Missione di peace-keeping
A differenza del peace-enforcement, il peace-keeping ha come scopo il mantenimento della pace, senza prendere posizione tra le fazioni in lotta e la forza di pace non è autorizzata ad usare la forza, tranne a protezione dei suoi membri.
Forse il peace-keeping potrebbe ottenere il consenso (o la non opposizione) della Russia, qualora fosse ancorato a un chiaro mandato. Sennonché la situazione libica richiede l’“imposizione” della pace, non il “mantenimento” di una pace inesistente! Molto dipenderà dall’iniziativa di Leon e dall’esito delle trattative politiche, al cui successo potrebbe essere condizionato il successivo invio di una forza di peace-keeping.
Trattato italo-libico del 2008
Un’eventuale azione militare italiana deve fare i conti con il Trattato di amicizia, partenariato e cooperazione del 2008. Esso contiene un paio di disposizioni che ribadiscono il divieto della minaccia e dell’uso della forza (art. 3) e stabiliscono il divieto di compiere atti ostili in partenza dai rispettivi territori (art. 4).
Le due disposizioni furono superate con disinvoltura durante l’intervento del 2011. Esse non impedirebbero un intervento in legittima difesa o sotto l’egida delle Nazioni unite. Il solo dubbio potrebbe essere sollevato in relazione a un’azione armata non in legittima difesa e non autorizzata dall’Onu. Ma è sempre in vigore (o quantomeno sospeso) il Trattato del 2008? Questione complessa che non è qui possibile esaminare.

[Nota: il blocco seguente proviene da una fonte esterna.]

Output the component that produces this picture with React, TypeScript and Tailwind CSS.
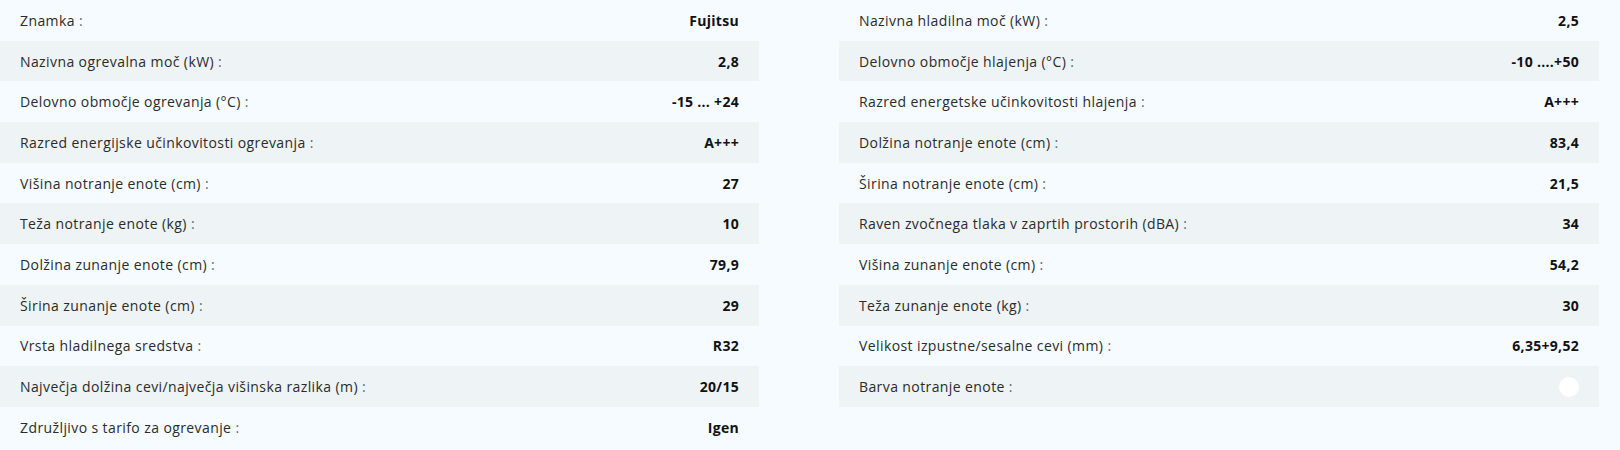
import React from "react";

const left: [string, string][] = [
  ["Znamka", "Fujitsu"],
  ["Nazivna ogrevalna moč (kW)", "2,8"],
  ["Delovno območje ogrevanja (°C)", "-15 ... +24"],
  ["Razred energijske učinkovitosti ogrevanja", "A+++"],
  ["Višina notranje enote (cm)", "27"],
  ["Teža notranje enote (kg)", "10"],
  ["Dolžina zunanje enote (cm)", "79,9"],
  ["Širina zunanje enote (cm)", "29"],
  ["Vrsta hladilnega sredstva", "R32"],
  ["Največja dolžina cevi/največja višinska razlika (m)", "20/15"],
  ["Združljivo s tarifo za ogrevanje", "Igen"],
];

const right: [string, string | null][] = [
  ["Nazivna hladilna moč (kW)", "2,5"],
  ["Delovno območje hlajenja (°C)", "-10 ....+50"],
  ["Razred energetske učinkovitosti hlajenja", "A+++"],
  ["Dolžina notranje enote (cm)", "83,4"],
  ["Širina notranje enote (cm)", "21,5"],
  ["Raven zvočnega tlaka v zaprtih prostorih (dBA)", "34"],
  ["Višina zunanje enote (cm)", "54,2"],
  ["Teža zunanje enote (kg)", "30"],
  ["Velikost izpustne/sesalne cevi (mm)", "6,35+9,52"],
  ["Barva notranje enote", null],
];

function Row({ label, value, i }: { label: string; value: string | null; i: number }) {
  return (
    <div
      className={`flex items-center justify-between h-[40.7px] px-5 ${
        i % 2 === 1 ? "bg-[#eef3f5]" : ""
      }`}
    >
      <span className="text-[14px] tracking-[0.4px] text-[#2b2b2b]">
        {label} <span className="text-[#666]">:</span>
      </span>
      {value === null ? (
        <span className="w-5 h-5 rounded-full bg-white" />
      ) : (
        <span className="text-[14px] tracking-[0.3px] font-bold text-[#111]">{value}</span>
      )}
    </div>
  );
}

export default function App() {
  return (
    <div
      className="w-[1620px] h-[450px] bg-[#f5fbfe] flex gap-[80px] overflow-hidden"
      style={{ fontFamily: "'Open Sans', 'Noto Sans', sans-serif" }}
    >
      <div className="w-[759px] flex flex-col">
        {left.map(([l, v], i) => (
          <Row key={i} label={l} value={v} i={i} />
        ))}
      </div>
      <div className="w-[760px] flex flex-col">
        {right.map(([l, v], i) => (
          <Row key={i} label={l} value={v} i={i} />
        ))}
      </div>
    </div>
  );
}
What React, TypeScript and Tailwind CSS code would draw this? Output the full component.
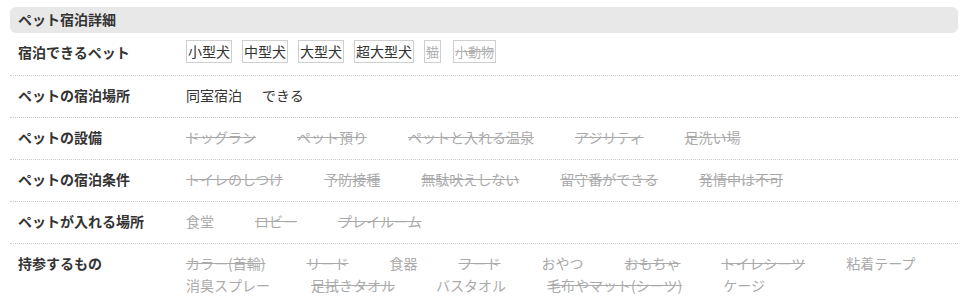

In conclusione, il diritto internazionale offre sulla carta un ampio ventaglio di possibilità per un intervento in Libia a protezione dei nostri interessi. Ovviamente però, la legittimità internazionale deve essere coniugata con l’opportunità politica e la disponibilità economica. E queste sono un’altra cosa!
Natalino Ronzitti è professore emerito di Diritto internazionale (Luiss Guido Carli) e Consigliere scientifico dello IAI.